The islands of Svalbard in the Norwegian Arctic are flourishing — despite being among the coldest, most isolated habitable places on earth.

As more and more countries eye the opportunities being revealed by melting polar ice, businesses, tourists, and international politicians are all beating a path to the northernmost inhabited place on earth. And it’s just now emerging from its long, winter-time polar night.

Once upon a time, convicts were given the option of facing death or manning whaling boats on Svalbard. Most, the BBC’s Paul Henley said, chose death. Nowadays, though, the airport on the island bustles with activity.

“This place has a nightclub, it has shops, it has a cinema. There’s lots of social events. It’s a dream place to live. It’s a bubble of peace. It’s a really tight-knit community,” said one very happy island resident.

Henley said the island’s resurgence is due in part to the island being made a center for research into global warming and polar technology.

“it’s also because so mant countries, from China to South Korea to the U.S. want to make their presence felt here,” he said. “As the ice melts, lucrative new shipping routes are opening up and possible oil and gas reserves are becoming more accessible.”

British Baroness Catherine Ashton, a European Union representative on foreign affairs and national security, visited the island recently to make sure the EU also was able to have the access it wanted and needed.

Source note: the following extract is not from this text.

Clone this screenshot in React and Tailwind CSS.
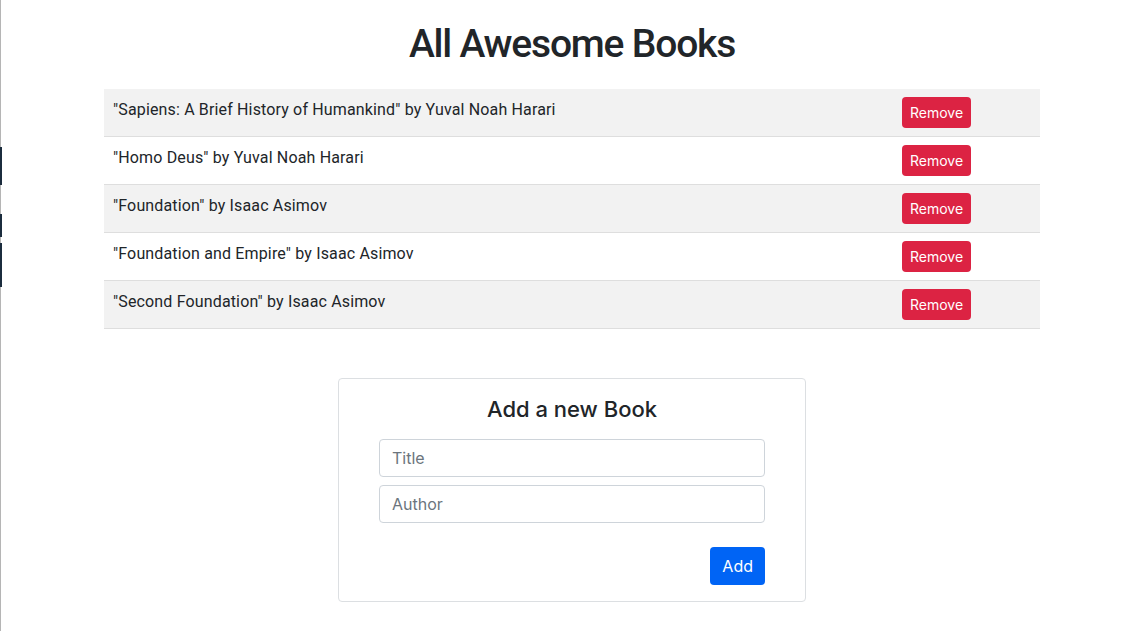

“It’s extraordinary. It’s beautiful. And you see economic activity, which I hadn’t perhaps expected,” she said. “The combination of supporting this fragile environment through research, and also the economic activity, which is so important to the countries of the Arctic.”

With all the visits by politicians, royalties and stars, though, Henley said the scientists who live on the island sometimes feel pressured to make their research fit a particular political bent.

“The world is waking up to the importance of the Arctic as a region in itself, and also in terms of its global repercussions,” said Professor Doug Benn, a glaciologist at The University Centre in Svalbard. “The thing is, many people have an agenda with regard to Arctic issues. Either in terms of resources to be exploited or fragile habitats to be protected. But it’s very, very important that, as scientists, that we maintain an independent voice and strive to discover exactly what is happening here and what the implications will be.”

Norway’s foreign minister, Jonas Gahr Støre, has made Svalbard and the surrounding area his top priority  — saying he hopes to keep the area free of tension and violence.

“There is no issue up here which begs for a military solution. There’s a lot of Cold War thinking still hanging in people’s analysis,” he said. “And that’s why we welcome so many people coming here to see for themselves the very exciting part of the world which actually begs for cooperation, responsibility and low tension.”